RIBEIRÃO PRETO, SP (FOLHAPRESS) - O TJ (Tribunal de Justiça) de São Paulo absolveu o médico Matheus Gabriel Braia, que participou de um trote universitário considerado machista por grupos feministas em Franca (a 400 km de São Paulo) em 2019. Cabe recurso.

Naquele ano, o médico, ex-estudante da Unifran (Universidade de Franca), participou de um trote aplicado aos calouros do curso e leu uma espécie de "juramento", que gerou queixas e motivou investigação do Ministério Público Estadual.

Ajoelhadas e com os corpos pintados, as universitárias tiveram que "jurar" nunca entregar o corpo "a nenhum invejoso, burro, brocha, filho da puta da odonto ou da Facef [Centro Universitário de Franca]" e "sempre atender aos desejos sexuais" e "nunca recusar a uma tentativa de coito" dos veteranos.

"Repudio totalmente qualquer tentativa deles se aproveitarem e me reservo totalmente a vontade dos meus veteranos e prometo sempre atender aos seus desejos sexuais. Compreendo que namoro não combina com faculdade e a partir de hoje sou solteira, estou à disposição dos meus veteranos [...] Juro solenemente nunca recusar a uma tentativa de coito de veterano", diz trecho do "juramento".

Quatro meses depois do trote, a Promotoria ajuizou ação civil pública contra Braia, um dos envolvidos, e pediu à Justiça que ele fosse condenado a pagar R$ 39.920 por danos morais coletivos.

O trote provocou críticas de grupos como o Conselho Municipal da Condição Feminina de Franca e de outras associações estudantis, como a própria Atlética da Medicina da Unifran.

Em primeira instância, a juíza Adriana Gatto Martins Bonemer absolveu o médico e afirmou que a ação do Ministério Público "retrata bem a panfletagem feminista, recheada de chavões que dominam, além da esfera cultural, as universidades brasileiras".

"É bom ressaltar que o movimento feminista apenas colaborou para a degradação moral que vivemos, bem exemplificada pelo 'discurso/juramento' que ora se combate", escreveu em sua decisão.

No recurso ao TJ, a Promotoria alegou que a sentença deveria ser anulada por cerceamento do direito de produção de provas e que havia dano moral coletivo e dano social, devido ao juramento entoado pelo réu no trote universitário.

Em sua decisão, porém, o relator Rogério Murillo Pereira Cimino afirmou não ter ocorrido cerceamento de defesa e que as declarações foram feitas em tom de brincadeira.

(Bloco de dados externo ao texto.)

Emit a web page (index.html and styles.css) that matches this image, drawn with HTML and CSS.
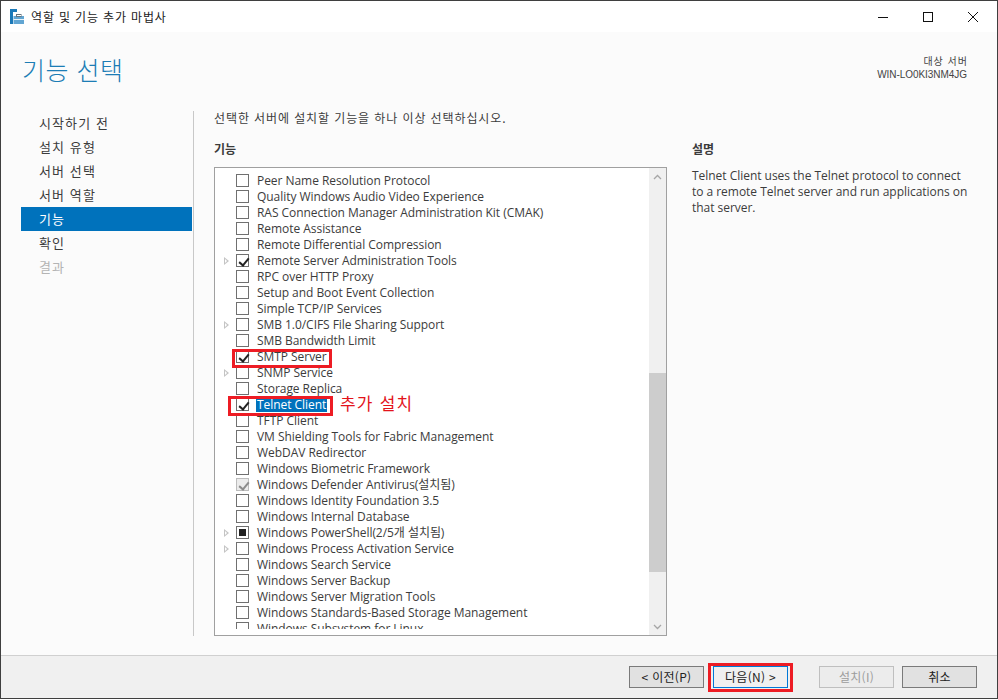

"Em que pese o conteúdo reprovável, mera infração de ordem moral incapaz de causar consequências no âmbito jurídico, posto que as declarações foram realizadas em tom de brincadeira tanto pelo veterano que as entoou como pelas demais participantes que a repetiram, de livre e espontânea vontade, tudo em tom jocoso, a eliminar a gravidade que se pretende imputar aos fatos", escreveu Cimino.

Ele afirmou ainda que é preciso ponderação e que, no caso, não houve maculação dos direitos fundamentais das mulheres. "O que se propõe é o bom senso e o limite do razoável entre o que é chiste e o que é ofensa séria e grave."

Ainda conforme o relator, seria desproporcional punir o réu "ante a atitude das próprias calouras presentes no evento".

"Pois ao contrário de rechaçarem a brincadeira proposta, dela participaram declarando os dizeres, ora condenados, sem constrangimento algum, não havendo que se falar em coação, haja vista que se tratam de estudantes universitárias, maiores e plenamente capazes civilmente, as quais, caso houvessem ao menos se incomodado com a situação, poderiam ter se retirado do evento ou silenciado à brincadeira proposta, recusando-se a dela participarem, o que não ocorreu."

A reportagem procurou o médico, mas não houve resposta até a publicação da reportagem.

A defesa de Braia alegou à Justiça durante o processo que o trote não passou "de um teatro e brincadeira", que o médico apenas reproduziu um juramento já existente e que o vídeo do momento "demonstra um clima de descontração e risos".